How much self-deception is necessary for such people to justify their life work? How much integrity must they sacrifice to willingly offer such garbage to the public?

And it's not just in the trading world. There are people who justify selling tainted toothpaste to the public and who rationalize the destruction caused by their own pollution. There are those who throw integrity to the winds to support dictators in support of their own self-interests, even as they profess a love of freedom elsewhere. There are leaders who squelch freedom of expression and choice with the deceptive rationale of protecting national security or social order.
And how about those smaller, day-to-day compromises? Cheating the diet. Spending the money we should be saving. Mistreating those who depend on us. Taking the easy way out. Perhaps integrity dies the death of a thousand cuts.

I recently heard from a person who worked for a dishonest firm. He knew the business took advantage of customers, but could not change the owner's ways. Now the firm was in legal jeopardy and shutting down. My acquaintance wanted me to provide a reference so that he could get a new job. A reference?? All I wanted was to ask him was how he could willingly suspend his judgment and work for a firm that actively hurt people.

But violations of integrity are everywhere you look:

* You know the family can't pay off the mortgage you're selling them, but you need to make quota.

* You know that the system you're selling is curve-fit, but you can't make money in the markets any other way.

* You know your soldiers have inadequate support, but you send them into battle anyway.

And in those smaller, day-to-day ways, we cheerfully go through life, chip, chip, chipping away at what's left of our integrity. We postpone and procrastinate. We don't make that extra effort. Perhaps worst of all, we live life without outrage, without confrontation.

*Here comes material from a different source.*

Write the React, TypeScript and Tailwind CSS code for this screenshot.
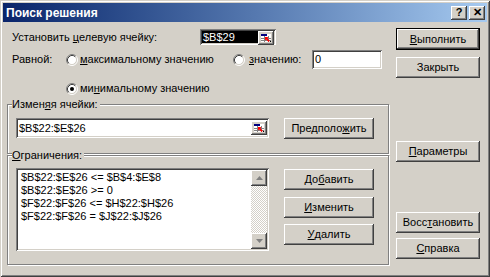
const BTN = 'shadow-[inset_-1px_-1px_0_#404040,inset_1px_1px_0_#ffffff,inset_-2px_-2px_0_#808080]';
const SUNKEN = 'shadow-[inset_1px_1px_0_#808080,inset_-1px_-1px_0_#ffffff,inset_2px_2px_0_#404040,inset_-2px_-2px_0_#d4d0c8]';

function Btn({ children, className = '', def = false }: { children: React.ReactNode; className?: string; def?: boolean }) {
  return (
    <div className={`bg-[#d4d0c8] ${def ? 'border border-black' : ''} ${className}`}>
      <div className={`w-full h-full flex items-center justify-center leading-none ${BTN}`}>{children}</div>
    </div>
  );
}

function Radio({ checked = false }: { checked?: boolean }) {
  return (
    <svg width="12" height="12" viewBox="0 0 12 12" className="shrink-0">
      <circle cx="6" cy="6" r="4.5" fill="#fff" />
      <path d="M9.89 2.11 A5.5 5.5 0 0 0 2.11 9.89" fill="none" stroke="#808080" strokeWidth="1" />
      <path d="M9.89 2.11 A5.5 5.5 0 0 1 2.11 9.89" fill="none" stroke="#ffffff" strokeWidth="1" />
      <path d="M9.18 2.82 A4.5 4.5 0 0 0 2.82 9.18" fill="none" stroke="#404040" strokeWidth="1" />
      <path d="M9.18 2.82 A4.5 4.5 0 0 1 2.82 9.18" fill="none" stroke="#d4d0c8" strokeWidth="1" />
      {checked && <circle cx="6" cy="6" r="2" fill="#000" />}
    </svg>
  );
}

function RefEdit() {
  return (
    <div className={`w-[16px] h-[14px] bg-[#d4d0c8] flex items-center justify-center shrink-0 ${BTN}`}>
      <svg width="12" height="10" viewBox="0 0 12 10">
        <rect x="1" y="1" width="10" height="8" fill="#fff" />
        <rect x="1" y="1" width="6" height="2" fill="#000080" />
        <path d="M1 5.5h10M1 7.5h10M4.5 3v6M8.5 3v6" stroke="#808080" strokeWidth="1" />
        <path d="M11 9h-1v-1h1z" fill="#000" />
        <path d="M5 4h3.5l-1.2 1.2 2.5 2.5-1.2 1.2-2.5-2.5L5 7.5z" fill="#ff0000" />
      </svg>
    </div>
  );
}

function Group({ label, className = '', children }: { label: React.ReactNode; className?: string; children: React.ReactNode }) {
  return (
    <div className={`relative border border-[#808080] shadow-[inset_1px_1px_0_#ffffff,1px_1px_0_#ffffff] ${className}`}>
      <span className="absolute -top-[7px] left-[4px] bg-[#d4d0c8] pr-[2px] leading-[13px]">{label}</span>
      {children}
    </div>
  );
}

function Arrow({ up }: { up?: boolean }) {
  return (
    <div className={`w-[16px] h-[16px] bg-[#d4d0c8] flex items-center justify-center ${BTN}`}>
      <svg width="7" height="4" viewBox="0 0 7 4">
        <path d={up ? 'M3.5 0L7 4H0z' : 'M0 0h7L3.5 4z'} fill="#808080" />
      </svg>
    </div>
  );
}

const CONSTRAINTS = [
  '$B$22:$E$26 <= $B$4:$E$8',
  '$B$22:$E$26 >= 0',
  '$F$22:$F$26 <= $H$22:$H$26',
  '$F$22:$F$26 = $J$22:$J$26',
];

export default function App() {
  return (
    <div className="w-[490px] h-[277px] bg-[#d4d0c8] text-black text-[11px] font-['Liberation_Sans',Arial,sans-serif] shadow-[inset_1px_1px_0_#d4d0c8,inset_-1px_-1px_0_#404040,inset_2px_2px_0_#ffffff,inset_-2px_-2px_0_#808080] p-[3px] flex flex-col">
      <div className="h-[19px] bg-linear-to-r from-[#0a246a] to-[#a6caf0] flex items-center pl-[3px] pr-[2px]">
        <span className="text-white font-bold text-[12px] flex-1">Поиск решения</span>
        <Btn className="w-[16px] h-[14px]"><span className="font-bold text-[11px]">?</span></Btn>
        <Btn className="w-[16px] h-[14px] ml-[2px]"><span className="font-bold text-[11px]">✕</span></Btn>
      </div>

      <div className="flex flex-1">
        <div className="ml-[4px] w-[382px] flex flex-col">
          <div className="mt-[7px] h-[16px] flex items-center">
            <span className="w-[193px] pl-[5px]">Установить <u>ц</u>елевую ячейку:</span>
            <div className={`w-[76px] h-[16px] p-[2px] flex bg-white ${SUNKEN}`}>
              <div className="flex-1 bg-black text-white leading-[12px] pl-[1px]">$B$29</div>
              <RefEdit />
            </div>
          </div>

          <div className="mt-[5px] h-[19px] flex items-center">
            <span className="w-[59px] pl-[5px]">Равной:</span>
            <Radio />
            <span className="ml-[2px] w-[153px]"><u>м</u>аксимальному значению</span>
            <Radio />
            <span className="ml-[4px] w-[63px]"><u>з</u>начению:</span>
            <div className={`w-[70px] h-[19px] bg-white px-[3px] flex items-center ${SUNKEN}`}>0</div>
          </div>

          <div className="mt-[13px] h-[13px] flex items-center pl-[59px]">
            <Radio checked />
            <span className="ml-[2px]">ми<u>н</u>имальному значению</span>
          </div>

          <Group label={<>Измен<u>я</u>я ячейки:</>} className="mt-[9px] h-[50px] flex items-start pt-[13px] pl-[8px]">
            <div className={`w-[253px] h-[20px] bg-white flex items-center pl-[3px] pr-[2px] ${SUNKEN}`}>
              <span className="flex-1">$B$22:$E$26</span>
              <RefEdit />
            </div>
            <Btn className="ml-[15px] w-[90px] h-[21px]">Предполо<u>ж</u>ить</Btn>
          </Group>

          <Group label={<><u>О</u>граничения:</>} className="mt-[1px] h-[110px] flex items-start pt-[12px] pl-[8px]">
            <div className={`w-[253px] h-[83px] bg-white flex p-[2px] ${SUNKEN}`}>
              <div className="flex-1 pl-[3px] pt-[1px] leading-[13px]">
                {CONSTRAINTS.map((c) => (
                  <div key={c} className="whitespace-pre">{c}</div>
                ))}
              </div>
              <div className="w-[16px] flex flex-col bg-[repeating-conic-gradient(#d4d0c8_0_25%,#ffffff_0_50%)] bg-[length:2px_2px]">
                <Arrow up />
                <div className="flex-1" />
                <Arrow />
              </div>
            </div>
            <div className="ml-[15px] flex flex-col">
              <Btn className="w-[90px] h-[21px] mt-[1px]">До<u>б</u>авить</Btn>
              <Btn className="w-[90px] h-[21px] mt-[7px]"><u>И</u>зменить</Btn>
              <Btn className="w-[90px] h-[21px] mt-[6px]"><u>У</u>далить</Btn>
            </div>
          </Group>
        </div>

        <div className="ml-[7px] w-[84px] flex flex-col">
          <Btn def className="mt-[6px] h-[22px]"><u>В</u>ыполнить</Btn>
          <Btn className="mt-[7px] h-[21px]">Закрыть</Btn>
          <Btn className="mt-[63px] h-[21px]"><u>П</u>араметры</Btn>
          <Btn className="mt-[50px] h-[21px]">Восс<u>т</u>ановить</Btn>
          <Btn className="mt-[5px] h-[21px]"><u>С</u>правка</Btn>
        </div>
      </div>
    </div>
  );
}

And then, one day, we open our eyes a bit.

We ask the trading psychologist why it is that we cannot stick to the plans we've made, why we aren't faithful to our own intentions.

What can the psychologist say?

After the habit patterns and psychological toll of a thousand cuts, how could we possibly expect to muster fidelity to purpose?

Trading discipline begins with personal discipline. And personal discipline begins with integrity--and doing the right thing even with the little things.